▸ Exercise requirements: Without the pictures, extract every line from the start of the material to the line containing "margin: 0 2px;", both ends included.

▸ Data:

++++++

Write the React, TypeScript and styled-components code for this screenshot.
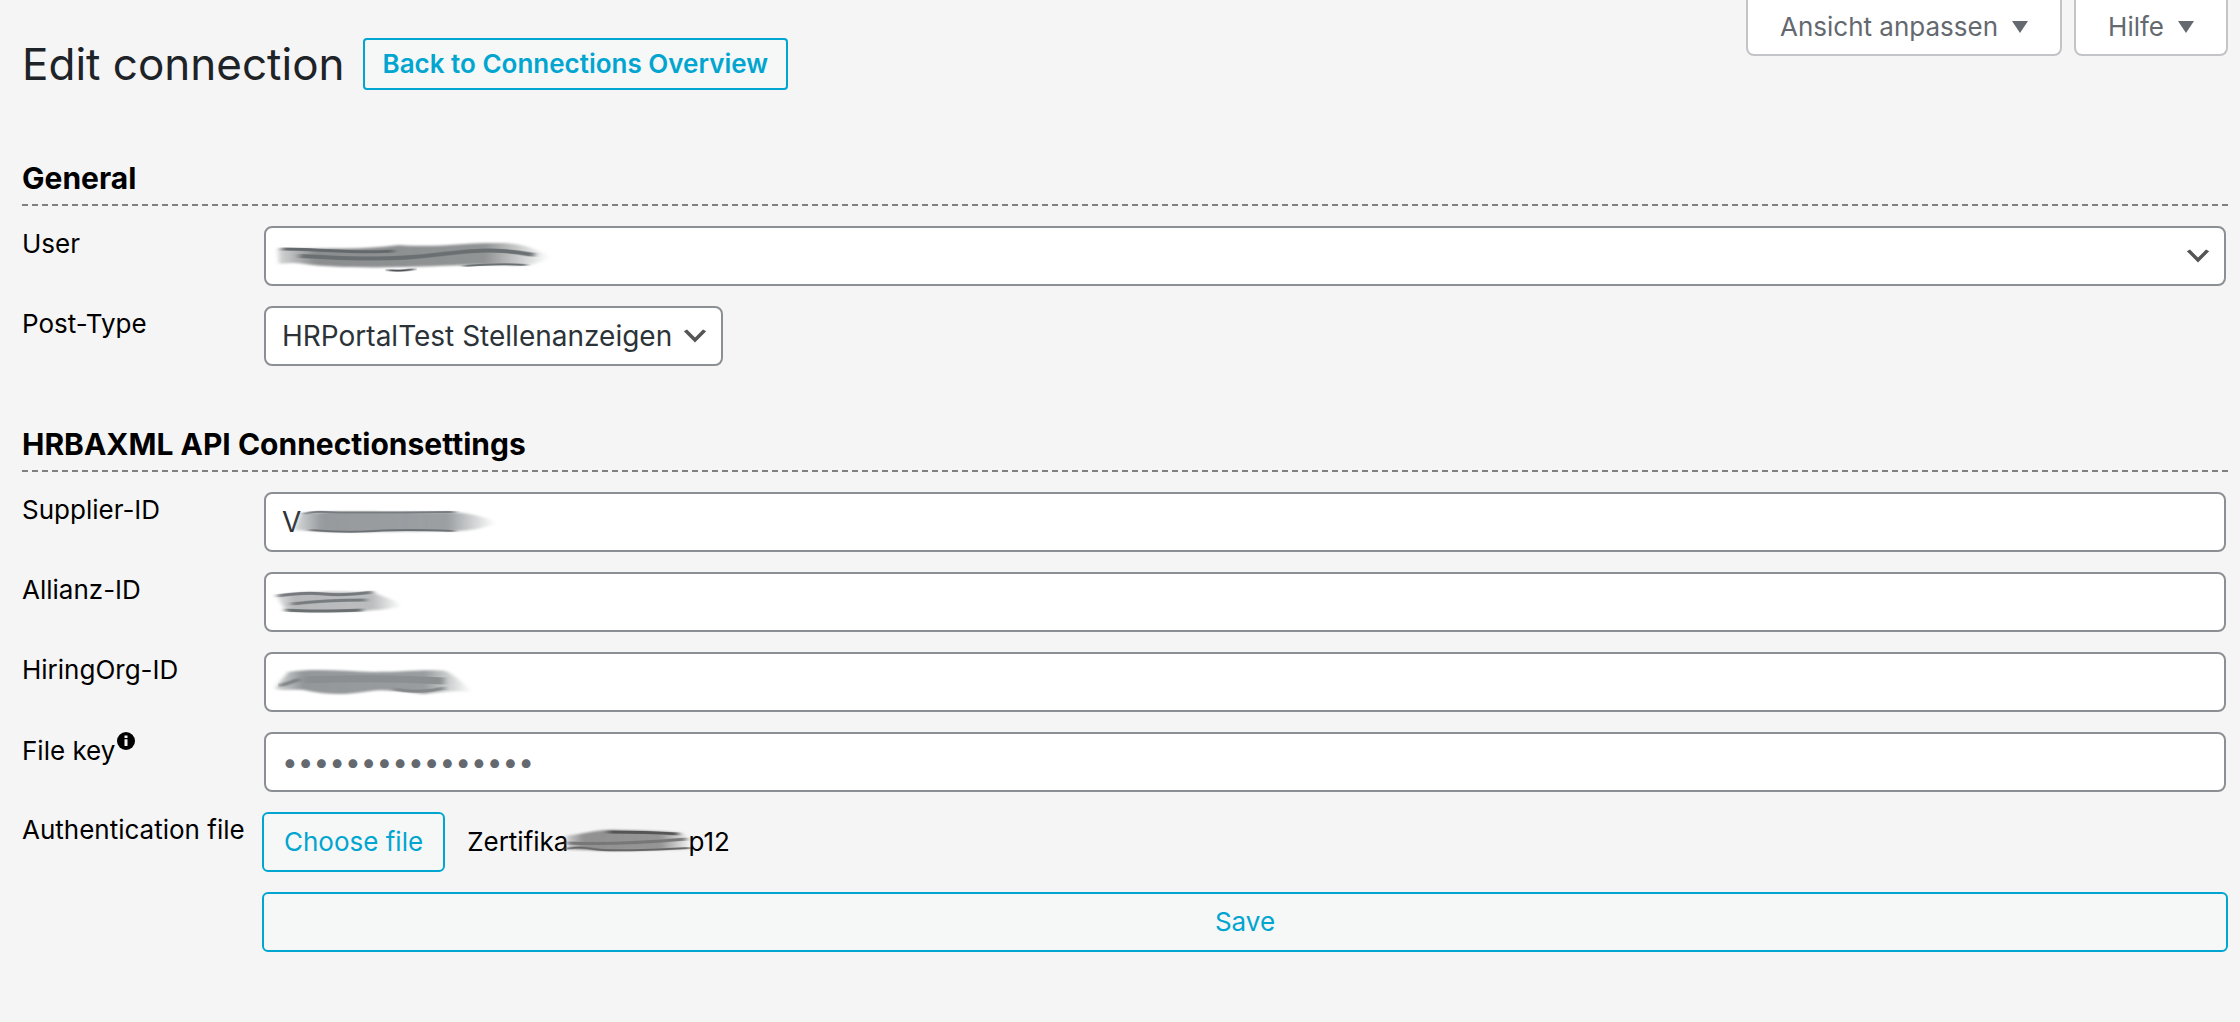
import React, { useRef } from "react";
import styled, { createGlobalStyle, css } from "styled-components";

const GlobalStyle = createGlobalStyle`
  *, *::before, *::after { box-sizing: border-box; }
  body {
    margin: 0;
    background: #f5f5f5;
    color: #000;
    font: 400 26px/36px Inter, "Liberation Sans", sans-serif;
  }
  button, input, select { font: inherit; margin: 0; }
`;

const Page = styled.div`
  padding: 0 12px 70px 22px;
`;

const Header = styled.header`
  display: flex;
  justify-content: space-between;
  align-items: flex-start;
  margin-bottom: 10px;
`;

const TitleGroup = styled.div`
  display: flex;
  align-items: center;
  gap: 18px;
  padding-top: 38px;
`;

const Title = styled.h1`
  margin: 0;
  color: #1d2327;
  font-size: 44px;
  font-weight: 400;
  line-height: 52px;
`;

const accent = css`
  border: 2px solid #00a5d0;
  background: #f6f7f7;
  color: #00a5d0;
`;

const BackLink = styled.a`
  ${accent}
  height: 52px;
  padding: 0 18px;
  border-radius: 4px;
  font-weight: 600;
  line-height: 48px;
  text-decoration: none;
`;

const ScreenTabs = styled.div`
  display: flex;
  gap: 12px;
`;

const ScreenTab = styled.button`
  display: flex;
  align-items: center;
  gap: 14px;
  height: 56px;
  padding: 0 32px;
  border: 2px solid #c3c4c7;
  border-top: 0;
  border-radius: 0 0 8px 8px;
  background: #fff;
  color: #646970;
`;

const Section = styled.section`
  display: grid;
  gap: 20px;
  padding-top: 58px;
`;

const SectionTitle = styled.h2`
  margin: 0;
  padding-bottom: 6px;
  border-bottom: 2px dashed #808080;
  font-size: 30px;
  font-weight: 700;
  line-height: 40px;
`;

const Row = styled.div`
  display: grid;
  grid-template-columns: 240px 1fr;
`;

const RowLabel = styled.label`
  white-space: nowrap;
`;

const Field = styled.div<{ $fit?: boolean }>`
  display: grid;
  justify-self: ${(p) => (p.$fit ? "start" : "stretch")};
  margin: 0 2px;

  > * { grid-area: 1 / 1; }
  > svg { pointer-events: none; }
`;

const box = css`
  width: 100%;
  height: 60px;
  border: 2px solid #8c8f94;
  border-radius: 8px;
  background: #fff;
  color: #2c3338;
  font-size: 28px;
`;

const TextInput = styled.input`
  ${box}
  padding: 0 16px;

  &::placeholder { color: #646970; opacity: 1; }
`;

const Select = styled.select`
  ${box}
  appearance: none;
  padding: 0 48px 0 16px;
`;

const Chevron = styled.svg`
  align-self: center;
  justify-self: end;
  width: 32px;
  height: 32px;
  margin-right: 12px;
`;

const Hint = styled.svg`
  width: 18px;
  height: 18px;
  margin-left: 2px;
  vertical-align: 10px;
`;

const FileField = styled.div`
  display: flex;
  align-items: center;
  gap: 22px;
`;

const FileName = styled.span`
  display: flex;
  align-items: center;
`;

const FileSmudge = styled.svg`
  width: 140px;
  height: 36px;
  margin: 0 -10px;
`;

const Button = styled.button`
  ${accent}
  height: 60px;
  padding: 0 20px;
  border-radius: 6px;
`;

const SaveButton = styled(Button)`
  grid-column: 2;
`;

const Triangle = () => (
  <svg width="16" height="12" viewBox="0 0 16 12" aria-hidden="true">
    <path d="M0 0h16L8 12z" fill="#646970" />
  </svg>
);

const SelectChevron = () => (
  <Chevron viewBox="0 0 20 20" aria-hidden="true">
    <path d="M5 6l5 5 5-5 2 1-7 7-7-7 2-1z" fill="#555" />
  </Chevron>
);

type Streak = { d: string; w: number; c: string };

/* A smeared pencil stroke that covers a private value. */
const SmudgeInk = ({ id, body, tone, streaks }: { id: string; body: string; tone: string; streaks: Streak[] }) => (
  <>
    <defs>
      <linearGradient id={`${id}-fade`} x1="0" x2="1" y1="0" y2="0">
        <stop offset="0" stopColor={tone} stopOpacity="0.35" />
        <stop offset="0.14" stopColor={tone} stopOpacity="0.95" />
        <stop offset="0.76" stopColor={tone} stopOpacity="0.9" />
        <stop offset="1" stopColor={tone} stopOpacity="0" />
      </linearGradient>
      <filter id={`${id}-soft`} x="-10%" y="-40%" width="120%" height="180%">
        <feGaussianBlur stdDeviation="2 1" />
      </filter>
      <filter id={`${id}-line`} x="-10%" y="-200%" width="120%" height="500%">
        <feGaussianBlur stdDeviation="3 0.7" />
      </filter>
    </defs>
    <path d={body} fill={`url(#${id}-fade)`} filter={`url(#${id}-soft)`} />
    {streaks.map((s) => (
      <path key={s.d} d={s.d} fill="none" stroke={s.c} strokeWidth={s.w} filter={`url(#${id}-line)`} />
    ))}
  </>
);

const UserSmudge = () => (
  <svg width="300" height="60" viewBox="0 0 300 60" aria-hidden="true">
    <SmudgeInk
      id="user"
      tone="#858889"
      body="M14 23 C60 22 100 24 135 19 C180 22 200 16 230 17 C258 16 275 24 286 31 C275 38 262 41 240 39 C200 38 170 41 140 41 C100 42 60 41 40 38 C28 36 18 38 15 38 Z"
      streaks={[
        { d: "M18 23 C55 23 95 28 130 25", w: 3, c: "#64696c" },
        { d: "M36 30 C90 33 130 34 170 29 S235 22 270 29", w: 4, c: "#6a6f72" },
        { d: "M124 44 Q137 46 150 43", w: 2, c: "#4d5458" },
        { d: "M200 40 Q235 37 262 39", w: 2, c: "#6a6f72" },
      ]}
    />
  </svg>
);

const SupplierSmudge = () => (
  <svg width="300" height="60" viewBox="0 0 300 60" aria-hidden="true">
    <SmudgeInk
      id="supplier"
      tone="#919598"
      body="M36 22 C60 18 120 21 190 20 C210 22 225 26 232 31 C222 36 205 39 190 39 C140 39 100 40 76 40 C55 39 45 39 30 38 Z"
      streaks={[
        { d: "M40 22 Q50 19 62 20 T190 20", w: 2, c: "#777c80" },
        { d: "M46 38 Q80 41 110 39 T190 39", w: 2, c: "#6c7175" },
        { d: "M120 30 L165 30", w: 2, c: "#7d8286" },
      ]}
    />
  </svg>
);

const AllianzSmudge = () => (
  <svg width="300" height="60" viewBox="0 0 300 60" aria-hidden="true">
    <SmudgeInk
      id="allianz"
      tone="#b3b5b7"
      body="M12 24 C40 18 80 20 106 20 C120 24 135 30 138 34 C125 38 110 38 98 39 C70 40 40 40 22 39 C18 34 16 28 12 24 Z"
      streaks={[
        { d: "M14 24 Q40 20 60 22 T108 20", w: 3, c: "#74787b" },
        { d: "M28 32 Q60 28 102 28", w: 3, c: "#777b7e" },
        { d: "M22 38 Q50 40 98 38", w: 3, c: "#6b6f72" },
      ]}
    />
  </svg>
);

const OrgSmudge = () => (
  <svg width="300" height="60" viewBox="0 0 300 60" aria-hidden="true">
    <SmudgeInk
      id="org"
      tone="#8e9294"
      body="M24 20 C50 16 80 19 110 20 C140 20 165 17 182 19 C195 26 202 34 208 40 C190 38 175 40 160 42 C140 40 120 36 100 40 C80 43 60 43 40 38 C30 37 20 39 11 37 C14 30 20 26 24 20 Z"
      streaks={[
        { d: "M16 34 L36 27", w: 3, c: "#777c7f" },
        { d: "M40 28 Q110 25 180 29", w: 7, c: "#8b8f91" },
        { d: "M130 37 Q155 42 180 36", w: 3, c: "#84888a" },
      ]}
    />
  </svg>
);

const CertificateSmudge = () => (
  <FileSmudge viewBox="0 0 140 36" aria-hidden="true">
    <SmudgeInk
      id="file"
      tone="#8b8b8b"
      body="M8 12 C25 10 40 5 60 6 C90 7 110 7 124 9 C132 14 134 20 132 26 C110 25 70 27 50 27 C35 26 20 26 10 26 Z"
      streaks={[
        { d: "M50 8 Q90 8 120 10", w: 3, c: "#555" },
        { d: "M10 19 Q60 21 128 15", w: 3, c: "#777" },
        { d: "M8 25 Q20 22 35 25 T132 24", w: 2, c: "#666" },
      ]}
    />
  </FileSmudge>
);

export default function App() {
  const fileRef = useRef<HTMLInputElement>(null);

  return (
    <>
      <GlobalStyle />
      <Page>
        <Header>
          <TitleGroup>
            <Title>Edit connection</Title>
            <BackLink href="#connections">Back to Connections Overview</BackLink>
          </TitleGroup>
          <ScreenTabs>
            <ScreenTab type="button">Ansicht anpassen<Triangle /></ScreenTab>
            <ScreenTab type="button">Hilfe<Triangle /></ScreenTab>
          </ScreenTabs>
        </Header>

        <form onSubmit={(e) => e.preventDefault()}>
          <Section>
            <SectionTitle>General</SectionTitle>
            <Row>
              <RowLabel htmlFor="user">User</RowLabel>
              <Field>
                <Select id="user"><option value="" /></Select>
                <UserSmudge />
                <SelectChevron />
              </Field>
            </Row>
            <Row>
              <RowLabel htmlFor="post-type">Post-Type</RowLabel>
              <Field $fit>
                <Select id="post-type"><option>HRPortalTest Stellenanzeigen</option></Select>
                <SelectChevron />
              </Field>
            </Row>
          </Section>

          <Section>
            <SectionTitle>HRBAXML API Connectionsettings</SectionTitle>
            <Row>
              <RowLabel htmlFor="supplier">Supplier-ID</RowLabel>
              <Field>
                <TextInput id="supplier" defaultValue="V" />
                <SupplierSmudge />
              </Field>
            </Row>
            <Row>
              <RowLabel htmlFor="allianz">Allianz-ID</RowLabel>
              <Field>
                <TextInput id="allianz" />
                <AllianzSmudge />
              </Field>
            </Row>
            <Row>
              <RowLabel htmlFor="hiring-org">HiringOrg-ID</RowLabel>
              <Field>
                <TextInput id="hiring-org" />
                <OrgSmudge />
              </Field>
            </Row>
            <Row>
              <RowLabel htmlFor="file-key">
                File key
                <Hint viewBox="0 0 18 18" aria-hidden="true">
                  <circle cx="9" cy="9" r="9" />
                  <path d="M7.5 3.5h3v2.4h-3zM7.5 7.2h3v6.8h-3z" fill="#f5f5f5" />
                </Hint>
              </RowLabel>
              <Field>
                <TextInput id="file-key" type="password" placeholder="••••••••••••••••" />
              </Field>
            </Row>
            <Row>
              <RowLabel htmlFor="auth-file">Authentication file</RowLabel>
              <FileField>
                <input id="auth-file" ref={fileRef} type="file" hidden />
                <Button type="button" onClick={() => fileRef.current?.click()}>Choose file</Button>
                <FileName>Zertifika<CertificateSmudge />p12</FileName>
              </FileField>
            </Row>
            <Row>
              <SaveButton type="submit">Save</SaveButton>
            </Row>
          </Section>
        </form>
      </Page>
    </>
  );
}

++++++

▸ Result:
Write the React, TypeScript and styled-components code for this screenshot.
import React, { useRef } from "react";
import styled, { createGlobalStyle, css } from "styled-components";

const GlobalStyle = createGlobalStyle`
  *, *::before, *::after { box-sizing: border-box; }
  body {
    margin: 0;
    background: #f5f5f5;
    color: #000;
    font: 400 26px/36px Inter, "Liberation Sans", sans-serif;
  }
  button, input, select { font: inherit; margin: 0; }
`;

const Page = styled.div`
  padding: 0 12px 70px 22px;
`;

const Header = styled.header`
  display: flex;
  justify-content: space-between;
  align-items: flex-start;
  margin-bottom: 10px;
`;

const TitleGroup = styled.div`
  display: flex;
  align-items: center;
  gap: 18px;
  padding-top: 38px;
`;

const Title = styled.h1`
  margin: 0;
  color: #1d2327;
  font-size: 44px;
  font-weight: 400;
  line-height: 52px;
`;

const accent = css`
  border: 2px solid #00a5d0;
  background: #f6f7f7;
  color: #00a5d0;
`;

const BackLink = styled.a`
  ${accent}
  height: 52px;
  padding: 0 18px;
  border-radius: 4px;
  font-weight: 600;
  line-height: 48px;
  text-decoration: none;
`;

const ScreenTabs = styled.div`
  display: flex;
  gap: 12px;
`;

const ScreenTab = styled.button`
  display: flex;
  align-items: center;
  gap: 14px;
  height: 56px;
  padding: 0 32px;
  border: 2px solid #c3c4c7;
  border-top: 0;
  border-radius: 0 0 8px 8px;
  background: #fff;
  color: #646970;
`;

const Section = styled.section`
  display: grid;
  gap: 20px;
  padding-top: 58px;
`;

const SectionTitle = styled.h2`
  margin: 0;
  padding-bottom: 6px;
  border-bottom: 2px dashed #808080;
  font-size: 30px;
  font-weight: 700;
  line-height: 40px;
`;

const Row = styled.div`
  display: grid;
  grid-template-columns: 240px 1fr;
`;

const RowLabel = styled.label`
  white-space: nowrap;
`;

const Field = styled.div<{ $fit?: boolean }>`
  display: grid;
  justify-self: ${(p) => (p.$fit ? "start" : "stretch")};
  margin: 0 2px;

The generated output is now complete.